==== Supplied information ====
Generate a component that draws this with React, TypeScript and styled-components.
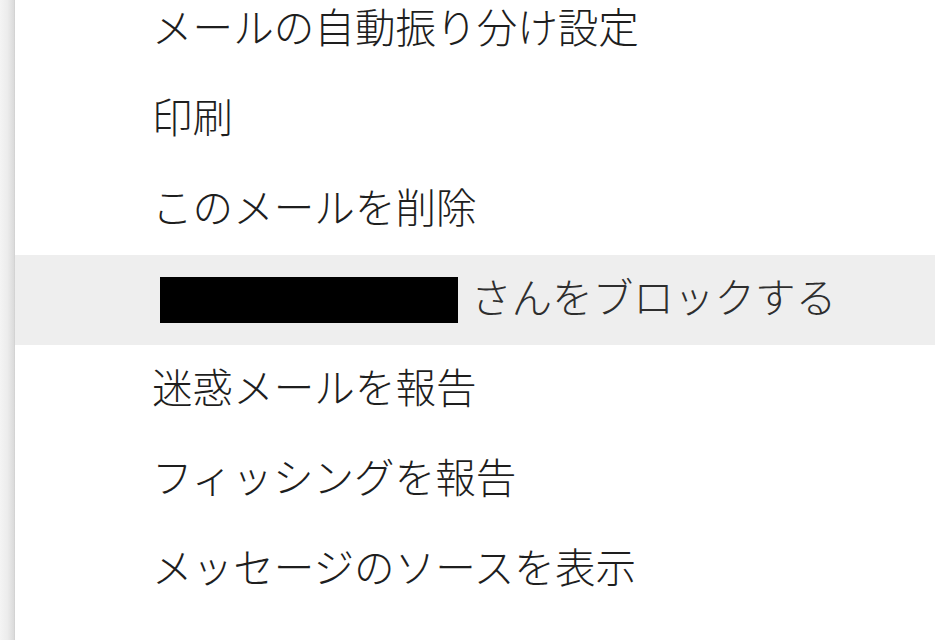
import styled, { createGlobalStyle } from "styled-components";

const GlobalStyle = createGlobalStyle`
  html, body {
    margin: 0;
    padding: 0;
    background: #ffffff;
    overflow: hidden;
  }
`;

const Page = styled.div`
  display: flex;
  width: 935px;
  height: 640px;
  overflow: hidden;
  background: #ffffff;
`;

const Edge = styled.div`
  flex: 0 0 15px;
  background: linear-gradient(
    to right,
    #f4f4f4 0%,
    #ececec 50%,
    #dcdcdc 90%,
    #cfcfcf 100%
  );
`;

const Menu = styled.ul`
  flex: 1;
  list-style: none;
  margin: -15px 0 0;
  padding: 0;
  font-family: "Noto Sans CJK JP", "Noto Sans", sans-serif;
  font-size: 40.6px;
  font-weight: 300;
  line-height: 1.15;
  color: #1e1e1e;
`;

const Item = styled.li<{ $active?: boolean }>`
  display: flex;
  align-items: center;
  box-sizing: border-box;
  height: 90px;
  padding: 0 0 8px 137px;
  background: ${(p) => (p.$active ? "#eeeeee" : "transparent")};
  color: ${(p) => (p.$active ? "#2e2e2e" : "#1e1e1e")};
  white-space: nowrap;
`;

const Redacted = styled.span`
  display: inline-block;
  flex: 0 0 auto;
  width: 298px;
  height: 46px;
  margin: 8px 13px 0 8px;
  background: #000000;
`;

const items = [
  "メールの自動振り分け設定",
  "印刷",
  "このメールを削除",
  null,
  "迷惑メールを報告",
  "フィッシングを報告",
  "メッセージのソースを表示",
];

export default function App() {
  return (
    <>
      <GlobalStyle />
      <Page>
        <Edge />
        <Menu>
          {items.map((label, i) =>
            label === null ? (
              <Item key={i} $active>
                <Redacted />
                さんをブロックする
              </Item>
            ) : (
              <Item key={i}>{label}</Item>
            )
          )}
        </Menu>
      </Page>
    </>
  );
}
====
## [Work required]
What is the number of lines above that contain "components"? Answer with that number only.

## [Reply]
2